═════ Data excerpt

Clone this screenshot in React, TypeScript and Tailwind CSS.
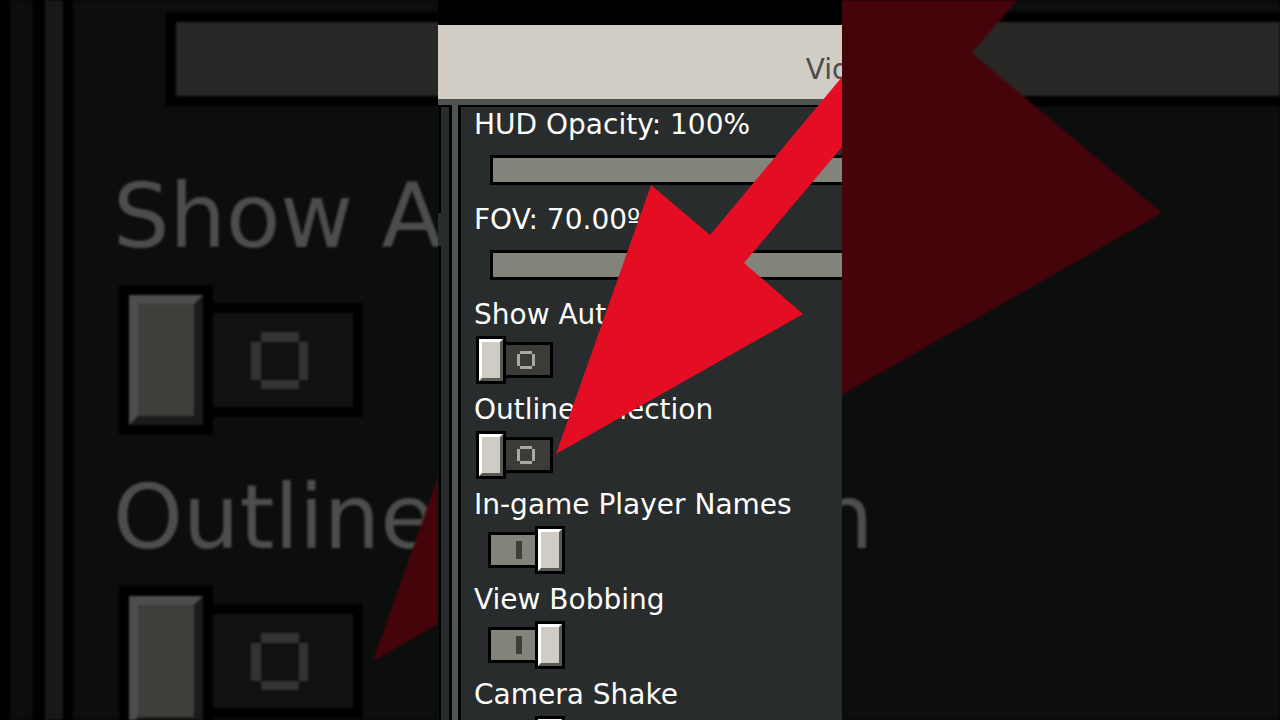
import { useId, useState } from "react";
import { clsx } from "clsx";

type Size = "sm" | "lg";

type SettingProps = {
  label: string;
  size?: Size;
};

function Label({ htmlFor, size, children }: { htmlFor: string; size: Size; children: string }) {
  return (
    <label
      htmlFor={htmlFor}
      className={clsx(
        "whitespace-nowrap text-[#fdfdfb]",
        size === "sm" ? "text-[28px] leading-[32px]" : "text-[89px] leading-[101px]",
      )}
    >
      {children}
    </label>
  );
}

function Slider({ id, size = "sm", label }: { id?: string; size?: Size; label?: string }) {
  return (
    <input
      id={id}
      type="range"
      aria-label={label}
      defaultValue={100}
      className={clsx(
        "block min-w-0 flex-1 appearance-none border-r-0 border-black bg-[#82837a] [&::-webkit-slider-thumb]:opacity-0",
        size === "sm" ? "ml-4 h-[30px] border-[3px]" : "ml-[53px] h-[94px] border-[10px]",
      )}
    />
  );
}

function SliderSetting({ label }: SettingProps) {
  const id = useId();
  return (
    <div className="flex h-[95px] shrink-0 flex-col gap-[5px]">
      <Label htmlFor={id} size="sm">{label}</Label>
      <div className="flex h-12 items-center">
        <Slider id={id} />
      </div>
    </div>
  );
}

function Knob({ size }: { size: Size }) {
  return (
    <span
      className={clsx(
        "flex border-black",
        size === "sm" ? "h-12 w-[30px] border-[3px]" : "h-[150px] w-[94px] border-[10px]",
      )}
    >
      <span
        className={clsx(
          "flex-1 border-t-white border-r-[#5a5954] border-b-[#5a5954] border-l-white bg-[#d0ccc4]",
          size === "sm" ? "border-[3px]" : "border-[9px]",
        )}
      />
    </span>
  );
}

function Track({ size, on }: { size: Size; on: boolean }) {
  return (
    <span
      className={clsx(
        "flex items-center justify-center border-black",
        size === "sm" ? "h-9 w-[47px] border-y-[3px]" : "h-[114px] w-[150px] border-y-[10px]",
        size === "sm" && (on ? "border-l-[3px]" : "border-r-[3px] pr-1"),
        size === "lg" && (on ? "border-l-[10px]" : "border-r-[10px] pr-2"),
        on ? "bg-[#82837b]" : "bg-[#3b3c37]",
      )}
    >
      <svg viewBox="0 0 6 6" shapeRendering="crispEdges" className={size === "sm" ? "size-[18px]" : "size-[57px]"}>
        {on ? (
          <path d="M4 0h2v6h-2z" fill="#3d3e38" />
        ) : (
          <path d="M1 0h4v1h-4z M1 5h4v1h-4z M0 1h1v4h-1z M5 1h1v4h-1z" fill="#a8a9a5" />
        )}
      </svg>
    </span>
  );
}

function ToggleSetting({ label, size = "sm", defaultOn = false }: SettingProps & { defaultOn?: boolean }) {
  const id = useId();
  const [on, setOn] = useState(defaultOn);
  return (
    <div className={clsx("flex shrink-0 flex-col", size === "sm" ? "h-[95px] gap-[5px]" : "h-[301px] gap-[18px]")}>
      <Label htmlFor={id} size={size}>{label}</Label>
      <label
        htmlFor={id}
        className={clsx(
          "relative flex items-center self-start",
          on ? "flex-row-reverse" : "flex-row",
          size === "sm" && (on ? "ml-[14px]" : "ml-[2px]"),
          size === "lg" && "ml-[6px]",
        )}
      >
        <input id={id} type="checkbox" checked={on} onChange={(e) => setOn(e.target.checked)} className="sr-only" />
        <Knob size={size} />
        <Track size={size} on={on} />
      </label>
    </div>
  );
}

function Arrow() {
  return (
    <svg
      viewBox="0 0 1280 720"
      preserveAspectRatio="xMidYMid slice"
      className="pointer-events-none absolute inset-0 h-full w-full"
    >
      <path d="M373 661 L674 -191 L861 -32 L1280 -532 V-310 L972 53 L1162 213 Z" fill="#e50d24" />
    </svg>
  );
}

function Backdrop() {
  return (
    <div className="relative flex min-w-0 overflow-hidden bg-[#292c2d] opacity-30 blur-[1px] [grid-area:1/1]">
      <div className="w-[10px] shrink-0 bg-black" />
      <div className="w-[23px] shrink-0" />
      <div className="w-10 shrink-0 border-r-[10px] border-l-[12px] border-black bg-[#505151]" />
      <div className="flex min-w-0 flex-1 flex-col pt-3 pl-10">
        <div className="flex pb-[60px]">
          <Slider size="lg" label="FOV" />
        </div>
        <ToggleSetting size="lg" label="Show A" />
        <ToggleSetting size="lg" label="Outline Selection" />
      </div>
      <Arrow />
    </div>
  );
}

function SidebarEdge() {
  return (
    <div className="flex w-[14px] shrink-0 flex-col gap-[33px] border-t-2 border-r-[3px] border-black">
      <div className="h-[106px] w-[3px] shrink-0 border-r-2 border-b-2 border-black bg-[#0b0d0e]" />
      <div className="w-[3px] flex-1 border-t-2 border-r-2 border-black bg-[#0b0d0e]" />
    </div>
  );
}

function VideoSettings() {
  return (
    <main className="relative flex aspect-[101/180] h-screen flex-col justify-self-center overflow-hidden bg-[#292c2d] [grid-area:1/1]">
      <div className="h-[25px] shrink-0 bg-black" />
      <header className="flex h-20 shrink-0 items-center border-b-[6px] border-[#505151] bg-[#d1cdc5] pt-4 pl-[91%]">
        <h1 className="text-[28px] leading-[32px] whitespace-nowrap text-[#4c4c4a]">Vid</h1>
      </header>
      <div className="flex min-h-0 flex-1">
        <SidebarEdge />
        <div className="w-[6px] shrink-0 bg-[#505354]" />
        <section className="flex min-w-0 flex-1 flex-col border-t-2 border-l-[3px] border-black pt-[2px] pl-[13px]">
          <SliderSetting label="HUD Opacity: 100%" />
          <SliderSetting label="FOV: 70.00º" />
          <ToggleSetting label="Show Aut" />
          <ToggleSetting label="Outline Selection" />
          <ToggleSetting label="In-game Player Names" defaultOn />
          <ToggleSetting label="View Bobbing" defaultOn />
          <ToggleSetting label="Camera Shake" defaultOn />
        </section>
      </div>
      <svg
        viewBox="0 0 404 720"
        preserveAspectRatio="xMidYMid slice"
        className="pointer-events-none absolute inset-0 h-full w-full"
      >
        <path d="M118 454 L213 185 L272 235 L404 77 V147 L306 263 L365 314 Z" fill="#e50d24" />
      </svg>
    </main>
  );
}

export default function App() {
  return (
    <div className="grid h-screen grid-cols-1 grid-rows-1 overflow-hidden bg-black font-['DejaVu_Sans',sans-serif]">
      <Backdrop />
      <VideoSettings />
    </div>
  );
}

══════════

:: Problem to solve ::
Write out each line again precisely as it appears, skipping every picture.

:: Output below ::
Clone this screenshot in React, TypeScript and Tailwind CSS.
import { useId, useState } from "react";
import { clsx } from "clsx";

type Size = "sm" | "lg";

type SettingProps = {
  label: string;
  size?: Size;
};

function Label({ htmlFor, size, children }: { htmlFor: string; size: Size; children: string }) {
  return (
    <label
      htmlFor={htmlFor}
      className={clsx(
        "whitespace-nowrap text-[#fdfdfb]",
        size === "sm" ? "text-[28px] leading-[32px]" : "text-[89px] leading-[101px]",
      )}
    >
      {children}
    </label>
  );
}

function Slider({ id, size = "sm", label }: { id?: string; size?: Size; label?: string }) {
  return (
    <input
      id={id}
      type="range"
      aria-label={label}
      defaultValue={100}
      className={clsx(
        "block min-w-0 flex-1 appearance-none border-r-0 border-black bg-[#82837a] [&::-webkit-slider-thumb]:opacity-0",
        size === "sm" ? "ml-4 h-[30px] border-[3px]" : "ml-[53px] h-[94px] border-[10px]",
      )}
    />
  );
}

function SliderSetting({ label }: SettingProps) {
  const id = useId();
  return (
    <div className="flex h-[95px] shrink-0 flex-col gap-[5px]">
      <Label htmlFor={id} size="sm">{label}</Label>
      <div className="flex h-12 items-center">
        <Slider id={id} />
      </div>
    </div>
  );
}

function Knob({ size }: { size: Size }) {
  return (
    <span
      className={clsx(
        "flex border-black",
        size === "sm" ? "h-12 w-[30px] border-[3px]" : "h-[150px] w-[94px] border-[10px]",
      )}
    >
      <span
        className={clsx(
          "flex-1 border-t-white border-r-[#5a5954] border-b-[#5a5954] border-l-white bg-[#d0ccc4]",
          size === "sm" ? "border-[3px]" : "border-[9px]",
        )}
      />
    </span>
  );
}

function Track({ size, on }: { size: Size; on: boolean }) {
  return (
    <span
      className={clsx(
        "flex items-center justify-center border-black",
        size === "sm" ? "h-9 w-[47px] border-y-[3px]" : "h-[114px] w-[150px] border-y-[10px]",
        size === "sm" && (on ? "border-l-[3px]" : "border-r-[3px] pr-1"),
        size === "lg" && (on ? "border-l-[10px]" : "border-r-[10px] pr-2"),
        on ? "bg-[#82837b]" : "bg-[#3b3c37]",
      )}
    >
      <svg viewBox="0 0 6 6" shapeRendering="crispEdges" className={size === "sm" ? "size-[18px]" : "size-[57px]"}>
        {on ? (
          <path d="M4 0h2v6h-2z" fill="#3d3e38" />
        ) : (
          <path d="M1 0h4v1h-4z M1 5h4v1h-4z M0 1h1v4h-1z M5 1h1v4h-1z" fill="#a8a9a5" />
        )}
      </svg>
    </span>
  );
}

function ToggleSetting({ label, size = "sm", defaultOn = false }: SettingProps & { defaultOn?: boolean }) {
  const id = useId();
  const [on, setOn] = useState(defaultOn);
  return (
    <div className={clsx("flex shrink-0 flex-col", size === "sm" ? "h-[95px] gap-[5px]" : "h-[301px] gap-[18px]")}>
      <Label htmlFor={id} size={size}>{label}</Label>
      <label
        htmlFor={id}
        className={clsx(
          "relative flex items-center self-start",
          on ? "flex-row-reverse" : "flex-row",
          size === "sm" && (on ? "ml-[14px]" : "ml-[2px]"),
          size === "lg" && "ml-[6px]",
        )}
      >
        <input id={id} type="checkbox" checked={on} onChange={(e) => setOn(e.target.checked)} className="sr-only" />
        <Knob size={size} />
        <Track size={size} on={on} />
      </label>
    </div>
  );
}

function Arrow() {
  return (
    <svg
      viewBox="0 0 1280 720"
      preserveAspectRatio="xMidYMid slice"
      className="pointer-events-none absolute inset-0 h-full w-full"
    >
      <path d="M373 661 L674 -191 L861 -32 L1280 -532 V-310 L972 53 L1162 213 Z" fill="#e50d24" />
    </svg>
  );
}

function Backdrop() {
  return (
    <div className="relative flex min-w-0 overflow-hidden bg-[#292c2d] opacity-30 blur-[1px] [grid-area:1/1]">
      <div className="w-[10px] shrink-0 bg-black" />
      <div className="w-[23px] shrink-0" />
      <div className="w-10 shrink-0 border-r-[10px] border-l-[12px] border-black bg-[#505151]" />
      <div className="flex min-w-0 flex-1 flex-col pt-3 pl-10">
        <div className="flex pb-[60px]">
          <Slider size="lg" label="FOV" />
        </div>
        <ToggleSetting size="lg" label="Show A" />
        <ToggleSetting size="lg" label="Outline Selection" />
      </div>
      <Arrow />
    </div>
  );
}

function SidebarEdge() {
  return (
    <div className="flex w-[14px] shrink-0 flex-col gap-[33px] border-t-2 border-r-[3px] border-black">
      <div className="h-[106px] w-[3px] shrink-0 border-r-2 border-b-2 border-black bg-[#0b0d0e]" />
      <div className="w-[3px] flex-1 border-t-2 border-r-2 border-black bg-[#0b0d0e]" />
    </div>
  );
}

function VideoSettings() {
  return (
    <main className="relative flex aspect-[101/180] h-screen flex-col justify-self-center overflow-hidden bg-[#292c2d] [grid-area:1/1]">
      <div className="h-[25px] shrink-0 bg-black" />
      <header className="flex h-20 shrink-0 items-center border-b-[6px] border-[#505151] bg-[#d1cdc5] pt-4 pl-[91%]">
        <h1 className="text-[28px] leading-[32px] whitespace-nowrap text-[#4c4c4a]">Vid</h1>
      </header>
      <div className="flex min-h-0 flex-1">
        <SidebarEdge />
        <div className="w-[6px] shrink-0 bg-[#505354]" />
        <section className="flex min-w-0 flex-1 flex-col border-t-2 border-l-[3px] border-black pt-[2px] pl-[13px]">
          <SliderSetting label="HUD Opacity: 100%" />
          <SliderSetting label="FOV: 70.00º" />
          <ToggleSetting label="Show Aut" />
          <ToggleSetting label="Outline Selection" />
          <ToggleSetting label="In-game Player Names" defaultOn />
          <ToggleSetting label="View Bobbing" defaultOn />
          <ToggleSetting label="Camera Shake" defaultOn />
        </section>
      </div>
      <svg
        viewBox="0 0 404 720"
        preserveAspectRatio="xMidYMid slice"
        className="pointer-events-none absolute inset-0 h-full w-full"
      >
        <path d="M118 454 L213 185 L272 235 L404 77 V147 L306 263 L365 314 Z" fill="#e50d24" />
      </svg>
    </main>
  );
}

export default function App() {
  return (
    <div className="grid h-screen grid-cols-1 grid-rows-1 overflow-hidden bg-black font-['DejaVu_Sans',sans-serif]">
      <Backdrop />
      <VideoSettings />
    </div>
  );
}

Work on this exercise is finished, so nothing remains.